Burracos
La prensa gallega se hizo eco este verano de tres burros que quedaron ensimismados ante su reflejo en la puerta de un negocio en un pueblo de Lugo.
El trío de équidos, que fue retirado por la policía local tras su identificación, llegó de madrugada mansamente desde una nave.
La escena es enternecedora cuando apenas quedan en España unos 30.000 jumentos de cuatro patas. Solo les faltó, bromean quienes contemplaron la escena, hacerse un selfi.
Parece que también a ellos les preocupa su imagen. Por eso no rebuznaron como jóvenes beodos y zarrapastrosos de regreso de discos y fiestas. También poseen un gran sentido de conservación, y a veces no hacen caso a las órdenes y se muestran tercos, porque desconfían.
En otros tiempos esta excursión animal no sería noticia. Pero no deja de ser un tanto enigmático el comportamiento de estos asnos, en tiempos de tanta inteligencia artificial que denuesta y tacha de viejuno cuanto no se ajusta a la llamada nueva realidad.

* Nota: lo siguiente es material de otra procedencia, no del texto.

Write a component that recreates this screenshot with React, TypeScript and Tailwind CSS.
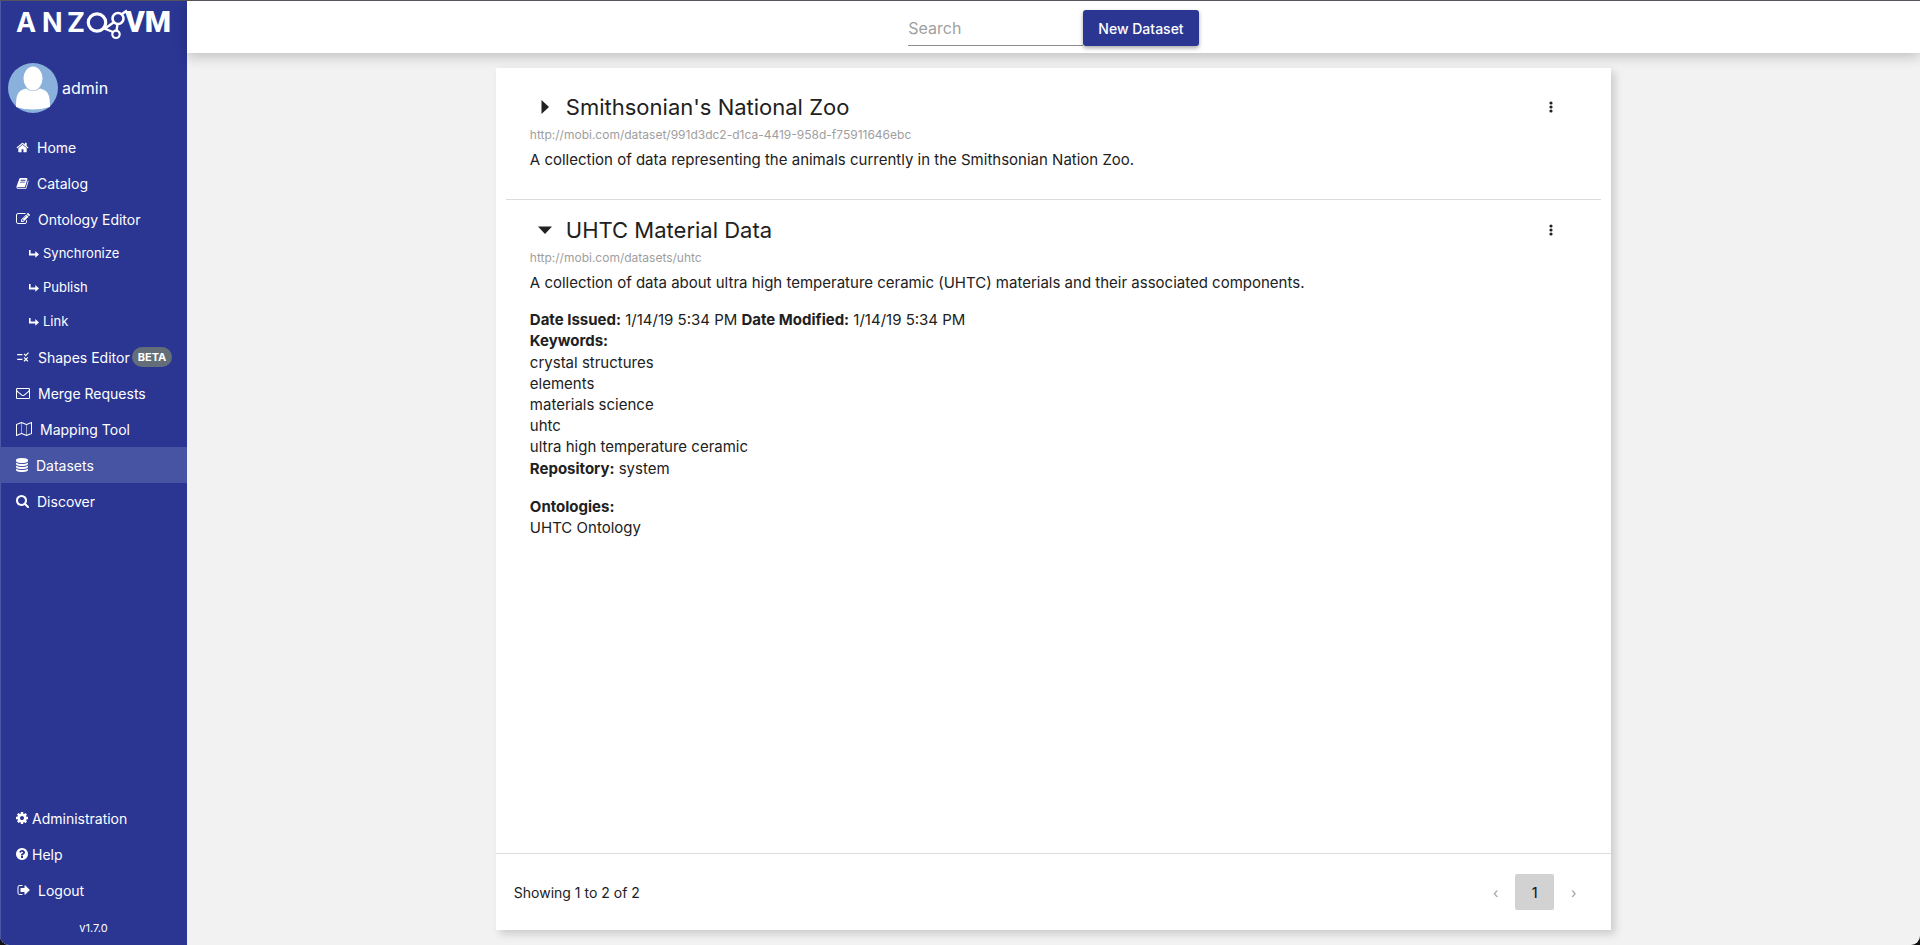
import React from "react";
import { MdRule } from "react-icons/md";

type GlyphProps = { d: string; className: string; viewBox?: string };

function Glyph({ d, className, viewBox = "0 0 1792 1792" }: GlyphProps) {
  return (
    <svg viewBox={viewBox} className={className} fill="currentColor" aria-hidden="true">
      <path d={d} />
    </svg>
  );
}

const paths = {
  home: "M1472 992v480q0 26-19 45t-45 19h-384v-384h-256v384h-384q-26 0-45-19t-19-45v-480q0-1 .5-3t.5-3l575-474 575 474q1 2 1 6zm223-69l-62 74q-8 9-21 11h-3q-13 0-21-7l-692-577-692 577q-12 8-24 7-13-2-21-11l-62-74q-8-10-7-23.5t11-21.5l719-599q32-26 76-26t76 26l244 204v-195q0-14 9-23t23-9h192q14 0 23 9t9 23v408l219 182q10 8 11 21.5t-7 23.5z",
  book: "M1703 478q40 57 18 129l-275 906q-19 64-76.5 107.5t-122.5 43.5h-923q-77 0-148.5-53.5t-99.5-131.5q-24-67-2-127 0-4 3-27t4-37q1-8-3-21.5t-3-19.5q2-11 8-21t16.5-23.5 16.5-23.5q23-38 45-91.5t30-91.5q3-10 .5-30t-.5-28q3-11 17-28t17-23q21-36 42-92t25-90q1-9-2.5-32t.5-28q4-13 22-30.5t22-22.5q19-26 42.5-84.5t27.5-96.5q1-8-3-25.5t-2-26.5q2-8 9-18t18-23 17-21q8-12 16.5-30.5t15-35 16-36 19.5-32 26.5-23.5 36-11.5 47.5 5.5l-1 3q38-9 51-9h761q74 0 114 56t18 130l-274 906q-36 119-71.5 153.5t-128.5 34.5h-869q-27 0-38 15-11 16-1 43 24 70 144 70h923q29 0 56-15.5t35-41.5l300-987q7-22 5-57 38 15 59 43zm-1064 2q-4 13 2 22.5t20 9.5h608q13 0 25.5-9.5t16.5-22.5l21-64q4-13-2-22.5t-20-9.5h-608q-13 0-25.5 9.5t-16.5 22.5zm-83 256q-4 13 2 22.5t20 9.5h608q13 0 25.5-9.5t16.5-22.5l21-64q4-13-2-22.5t-20-9.5h-608q-13 0-25.5 9.5t-16.5 22.5z",
  edit: "M888 1184l116-116-152-152-116 116v56h96v96h56zm440-720q-16-16-33 1l-350 350q-17 17-1 33t33-1l350-350q17-17 1-33zm80 594v190q0 119-84.5 203.5t-203.5 84.5h-832q-119 0-203.5-84.5t-84.5-203.5v-832q0-119 84.5-203.5t203.5-84.5h832q63 0 117 25 15 7 18 23 3 17-9 29l-49 49q-14 14-32 8-23-6-45-6h-832q-66 0-113 47t-47 113v832q0 66 47 113t113 47h832q66 0 113-47t47-113v-126q0-13 9-22l64-64q15-15 35-7t20 29zm-96-738l288 288-672 672h-288v-288zm444 132l-92 92-288-288 92-92q28-28 68-28t68 28l152 152q28 28 28 68t-28 68z",
  mail: "M1664 1504v-768q-32 36-69 66-268 206-426 338-51 43-83 67t-86.5 48.5-102.5 24.5h-2q-48 0-102.5-24.5t-86.5-48.5-83-67q-158-132-426-338-37-30-69-66v768q0 13 9.5 22.5t22.5 9.5h1472q13 0 22.5-9.5t9.5-22.5zm0-1051v-24.5l-.5-13-3-12.5-5.5-9-9-7.5-14-2.5h-1472q-13 0-22.5 9.5t-9.5 22.5q0 168 147 284 193 152 401 317 6 5 35 29.5t46 37.5 44.5 31.5 50.5 27.5 43 9h2q20 0 43-9t50.5-27.5 44.5-31.5 46-37.5 35-29.5q208-165 401-317 54-43 100.5-115.5t46.5-131.5zm128-37v1088q0 66-47 113t-113 47h-1472q-66 0-113-47t-47-113v-1088q0-66 47-113t113-47h1472q66 0 113 47t47 113z",
  map: "M2020 11q28 20 28 53v1408q0 20-11 36t-29 23l-640 256q-24 11-48 0l-616-246-616 246q-10 5-24 5-19 0-36-11-28-20-28-53v-1408q0-20 11-36t29-23l640-256q24-11 48 0l616 246 616-246q32-13 60 6zm-1284 135v1270l576 230v-1270zm-608 217v1270l544-217v-1270zm1792 1066v-1270l-544 217v1270z",
  database: "M896 768q237 0 443-43t325-127v170q0 69-103 128t-280 93.5-385 34.5-385-34.5-280-93.5-103-128v-170q119 84 325 127t443 43zm0 768q237 0 443-43t325-127v170q0 69-103 128t-280 93.5-385 34.5-385-34.5-280-93.5-103-128v-170q119 84 325 127t443 43zm0-384q237 0 443-43t325-127v170q0 69-103 128t-280 93.5-385 34.5-385-34.5-280-93.5-103-128v-170q119 84 325 127t443 43zm0-1152q208 0 385 34.5t280 93.5 103 128v128q0 69-103 128t-280 93.5-385 34.5-385-34.5-280-93.5-103-128v-128q0-69 103-128t280-93.5 385-34.5z",
  search: "M1216 832q0-185-131.5-316.5t-316.5-131.5-316.5 131.5-131.5 316.5 131.5 316.5 316.5 131.5 316.5-131.5 131.5-316.5zm512 832q0 52-38 90t-90 38q-54 0-90-38l-343-342q-179 124-399 124-143 0-273.5-55.5t-225-150-150-225-55.5-273.5 55.5-273.5 150-225 225-150 273.5-55.5 273.5 55.5 225 150 150 225 55.5 273.5q0 220-124 399l343 343q37 37 37 90z",
  cog: "M1152 896q0-106-75-181t-181-75-181 75-75 181 75 181 181 75 181-75 75-181zm512-109v222q0 12-8 23t-20 13l-185 28q-19 54-39 91 35 50 107 138 10 12 10 25t-9 23q-27 37-99 108t-94 71q-12 0-26-9l-138-108q-44 23-91 38-16 136-29 186-7 28-36 28h-222q-14 0-24.5-8.5t-11.5-21.5l-28-184q-49-16-90-37l-141 107q-10 9-25 9-14 0-25-11-126-114-165-168-7-10-7-23 0-12 8-23 15-21 51-66.5t54-70.5q-27-50-41-99l-183-27q-13-2-21-12.5t-8-23.5v-222q0-12 8-23t19-13l186-28q14-46 39-92-40-57-107-138-10-12-10-24 0-10 9-23 26-36 98.5-107.5t94.5-71.5q13 0 26 10l138 107q44-23 91-38 16-136 29-186 7-28 36-28h222q14 0 24.5 8.5t11.5 21.5l28 184q49 16 90 37l142-107q9-9 24-9 13 0 25 10 129 119 165 170 7 8 7 22 0 12-8 23-15 21-51 66.5t-54 70.5q26 50 41 98l183 28q13 2 21 12.5t8 23.5z",
  help: "M1024 1376v-192q0-14-9-23t-23-9h-192q-14 0-23 9t-9 23v192q0 14 9 23t23 9h192q14 0 23-9t9-23zm256-672q0-88-55.5-163t-138.5-116-170-41q-243 0-371 213-15 24 8 42l132 100q7 6 19 6 16 0 25-12 53-68 86-92 34-24 86-24 48 0 85.5 26t37.5 59q0 38-20 61t-68 45q-63 28-115.5 86.5t-52.5 125.5v36q0 14 9 23t23 9h192q14 0 23-9t9-23q0-19 21.5-49.5t54.5-49.5q32-18 49-28.5t46-35 44.5-48 28-60.5 12.5-81zm384 192q0 209-103 385.5t-279.5 279.5-385.5 103-385.5-103-279.5-279.5-103-385.5 103-385.5 279.5-279.5 385.5-103 385.5 103 279.5 279.5 103 385.5z",
  logout: "M704 1440q0 4 1 20t.5 26.5-3 23.5-10 19.5-20.5 6.5h-320q-119 0-203.5-84.5t-84.5-203.5v-704q0-119 84.5-203.5t203.5-84.5h320q13 0 22.5 9.5t9.5 22.5q0 4 1 20t.5 26.5-3 23.5-10 19.5-20.5 6.5h-320q-66 0-113 47t-47 113v704q0 66 47 113t113 47h312l11.5 1 11.5 3 8 5.5 7 9 2 13.5zm928-544q0 26-19 45l-544 544q-19 19-45 19t-45-19-19-45v-288h-448q-26 0-45-19t-19-45v-384q0-26 19-45t45-19h448v-288q0-26 19-45t45-19 45 19l544 544q19 19 19 45z",
};

function Logo() {
  return (
    <svg viewBox="0 1 187 42" className="h-[42px] w-full" fill="#fff" role="img" aria-label="ANZO VM">
      <text y="32" fontFamily="Inter, sans-serif" fontWeight="700" fontSize="27">
        <tspan x="16">A</tspan>
        <tspan x="42">N</tspan>
        <tspan x="67">Z</tspan>
      </text>
      <g fill="none" stroke="#fff">
        <circle cx="97" cy="22.500" r="8.700" strokeWidth="3.200" />
        <circle cx="118" cy="18.500" r="5.500" strokeWidth="2.600" />
        <circle cx="116" cy="34.300" r="3.700" strokeWidth="2.200" />
        <path d="M103 28L113 32M117.500 24L116.500 31M122 14L127 10.500M105 28.500L113.500 22.500" strokeWidth="2.400" />
      </g>
      <text x="125" y="32" fontFamily="Roboto, sans-serif" fontWeight="900" fontSize="30">VM</text>
    </svg>
  );
}

function Avatar() {
  return (
    <svg viewBox="0 0 50 50" className="size-[50px]" aria-hidden="true">
      <circle cx="25" cy="25" r="25" fill="#8ab1dc" />
      <ellipse cx="25" cy="15.500" rx="9.500" ry="12" fill="#fff" />
      <path d="M8 44C8 33 9 27.500 18 25.500q7 5 14 0C41 27.500 42 33 42 44Q25 49 8 44z" fill="#fff" />
    </svg>
  );
}

type Item = { label: string; icon: React.ReactNode; gap: string; active?: boolean; beta?: boolean; sub?: boolean };

const subIcon = (
  <svg viewBox="0 0 10 8" className="h-2 w-2.5" fill="currentColor" aria-hidden="true">
    <path d="M0 0h1.600v3.600H6.300V1L10 4.400 6.300 7.800V5.400H0z" />
  </svg>
);

const items: Item[] = [
  { label: "Home", gap: "gap-2", icon: <Glyph d={paths.home} className="size-[13px]" /> },
  { label: "Catalog", gap: "gap-2", icon: <Glyph d={paths.book} className="size-[13px]" /> },
  { label: "Ontology Editor", gap: "gap-2", icon: <Glyph d={paths.edit} className="size-[14px]" /> },
  { label: "Synchronize", gap: "gap-1", icon: subIcon, sub: true },
  { label: "Publish", gap: "gap-1", icon: subIcon, sub: true },
  { label: "Link", gap: "gap-1", icon: subIcon, sub: true },
  { label: "Shapes Editor", gap: "gap-2", icon: <MdRule className="size-[14px]" aria-hidden="true" />, beta: true },
  { label: "Merge Requests", gap: "gap-2", icon: <Glyph d={paths.mail} className="size-[14px]" /> },
  { label: "Mapping Tool", gap: "gap-2", icon: <Glyph d={paths.map} viewBox="0 0 2048 1792" className="h-[14px] w-4" /> },
  { label: "Datasets", gap: "gap-2", icon: <Glyph d={paths.database} viewBox="128 0 1536 1792" className="h-[14px] w-3" />, active: true },
  { label: "Discover", gap: "gap-2", icon: <Glyph d={paths.search} viewBox="64 128 1664 1664" className="size-[13px]" /> },
];

const footerItems: Item[] = [
  { label: "Administration", gap: "gap-1", icon: <Glyph d={paths.cog} viewBox="128 128 1536 1536" className="size-3" /> },
  { label: "Help", gap: "gap-1", icon: <Glyph d={paths.help} viewBox="128 128 1536 1536" className="size-3" /> },
  { label: "Logout", gap: "gap-2", icon: <Glyph d={paths.logout} viewBox="-128 0 1792 1792" className="size-[14px]" /> },
];

function NavItem({ item }: { item: Item }) {
  const size = item.sub ? "h-[34px] pl-[29px] text-[13px]" : "h-9 pl-4 text-[14px]";
  return (
    <li>
      <a
        href="#"
        className={`flex items-center whitespace-nowrap ${size} ${item.gap} ${item.active ? "bg-[#4753a3]" : ""}`}
      >
        {item.icon}
        <span>{item.label}</span>
        {item.beta && (
          <span className="-ml-1.5 rounded-full bg-[#646e78] px-1.5 text-[11px] leading-5 font-bold">BETA</span>
        )}
      </a>
    </li>
  );
}

function Sidebar() {
  return (
    <aside className="flex w-[187px] shrink-0 flex-col bg-[#2b3693] text-white shadow-[inset_1px_0_0_#4c57a5]">
      <Logo />
      <div className="mt-5 flex items-center gap-1 pl-2 text-[16px]">
        <Avatar />
        <span>admin</span>
      </div>
      <nav className="mt-4 flex grow flex-col justify-between">
        <ul>{items.map((i) => <NavItem key={i.label} item={i} />)}</ul>
        <ul>{footerItems.map((i) => <NavItem key={i.label} item={i} />)}</ul>
      </nav>
      <p className="pt-2.5 pb-[7px] text-center text-[11px] leading-5">v1.7.0</p>
    </aside>
  );
}

type DatasetProps = { title: string; iri: string; description: string; open?: boolean; children?: React.ReactNode };

function Dataset({ title, iri, description, open, children }: DatasetProps) {
  return (
    <section className="px-6 pt-[15px] pb-7">
      <div className="flex h-[30px] items-center">
        <button type="button" aria-label="Toggle details" aria-expanded={!!open} className="flex w-9 items-center pl-[7px]">
          <svg viewBox="0 0 16 16" className="size-4" fill="currentColor" aria-hidden="true">
            <path d={open ? "M1 4.500h14L8 12z" : "M4.500 1v14L12 8z"} />
          </svg>
        </button>
        <h2 className="grow text-[22px]">{title}</h2>
        <button type="button" aria-label="Dataset actions" className="mr-4 p-1">
          <svg viewBox="0 0 12 12" className="size-3" fill="currentColor" aria-hidden="true">
            <circle cx="6" cy="2" r="1.600" />
            <circle cx="6" cy="6" r="1.600" />
            <circle cx="6" cy="10" r="1.600" />
          </svg>
        </button>
      </div>
      <p className="mt-[3px] text-[12px] leading-5 text-[#9e9e9e]">{iri}</p>
      <p className="mt-1 leading-[22px]">{description}</p>
      {children}
    </section>
  );
}

const keywords = ["crystal structures", "elements", "materials science", "uhtc", "ultra high temperature ceramic"];

export default function App() {
  return (
    <div className="bg-[#111]">
      <div className="flex min-h-screen overflow-hidden rounded-b-[9px] border-t border-[#55545c] bg-[#f2f2f2] font-['Inter',sans-serif] text-[#212121]">
        <Sidebar />
        <div className="flex min-w-0 grow flex-col">
          <header className="flex h-[52px] shrink-0 items-center justify-center bg-white pt-0.5 shadow-[0_4px_12px_rgba(0,0,0,0.2)]">
            <input
              type="search"
              aria-label="Search"
              placeholder="Search"
              className="h-9 w-[175px] border-b border-[#8c8c8c] text-[16px] outline-none placeholder:text-[#a0a0a0]"
            />
            <button
              type="button"
              className="h-9 rounded-[3px] bg-[#2b3693] px-[15px] text-[14px] font-medium text-white shadow-[0_2px_4px_rgba(0,0,0,0.35)]"
            >
              New Dataset
            </button>
          </header>
          <main className="flex w-8/12 grow flex-col self-center px-5 py-[15px]">
            <div className="flex grow flex-col bg-white shadow-[4px_4px_8px_rgba(0,0,0,0.16)]">
              <div className="grow px-2.5 pt-[9px] text-[15px] leading-[21px]">
                <Dataset
                  title="Smithsonian's National Zoo"
                  iri="http://mobi.com/dataset/991d3dc2-d1ca-4419-958d-f75911646ebc"
                  description="A collection of data representing the animals currently in the Smithsonian Nation Zoo."
                />
                <hr className="border-[#dcdcdc]" />
                <Dataset
                  open
                  title="UHTC Material Data"
                  iri="http://mobi.com/datasets/uhtc"
                  description="A collection of data about ultra high temperature ceramic (UHTC) materials and their associated components."
                >
                  <div className="mt-[15px]">
                    <p>
                      <strong>Date Issued:</strong> 1/14/19 5:34 PM <strong>Date Modified:</strong> 1/14/19 5:34 PM
                    </p>
                    <p className="font-bold">Keywords:</p>
                    <ul className="py-px">{keywords.map((k) => <li key={k}>{k}</li>)}</ul>
                    <p>
                      <strong>Repository:</strong> system
                    </p>
                  </div>
                  <div className="mt-[17px]">
                    <p className="font-bold">Ontologies:</p>
                    <p>UHTC Ontology</p>
                  </div>
                </Dataset>
              </div>
              <footer className="flex items-center justify-between border-t border-[#dcdcdc] px-[18px] py-5 text-[14px]">
                <span>Showing 1 to 2 of 2</span>
                <div className="flex items-center">
                  <button type="button" disabled aria-label="Previous page" className="h-9 w-[39px] text-[#9e9e9e]">‹</button>
                  <button type="button" className="h-9 w-[39px] rounded-[2px] bg-[#d2d2d2] font-medium">1</button>
                  <button type="button" disabled aria-label="Next page" className="h-9 w-[39px] text-[#9e9e9e]">›</button>
                </div>
              </footer>
            </div>
          </main>
        </div>
      </div>
    </div>
  );
}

Un amigo bilbilitano tiraba de metáfora para explicar los avances o revolución desde nuestra infancia rural. “Hemos pasado casi directamente del burro al ordenador ¡Jodo. Casi nada!”, repetía mientras sufríamos los desajustes de la tormenta laboral tecnológica y burocrática.
Para no insultar y respetar a los bípedos que tan sufrido progreso han traído al mundo desde la época de los faraones, otro colega prefiere hoy llamar burracos/as a buena parte del rebaño político (de uno u otro bando), a tanto buscarruidos televisivo, tertuliantes y chapuceros que construyen y gestionan paradores a cuenta de todos.
Lo peor, como advirtió Cervantes no es imitar al conmovedor rucio de Sancho Panza, símbolo de inocencia, sino convertirse en un burro de reata por no ser leído ni viajado ni cuerdo. O no querer ver nada hasta que no nos da el trillo en los talones. Burracos.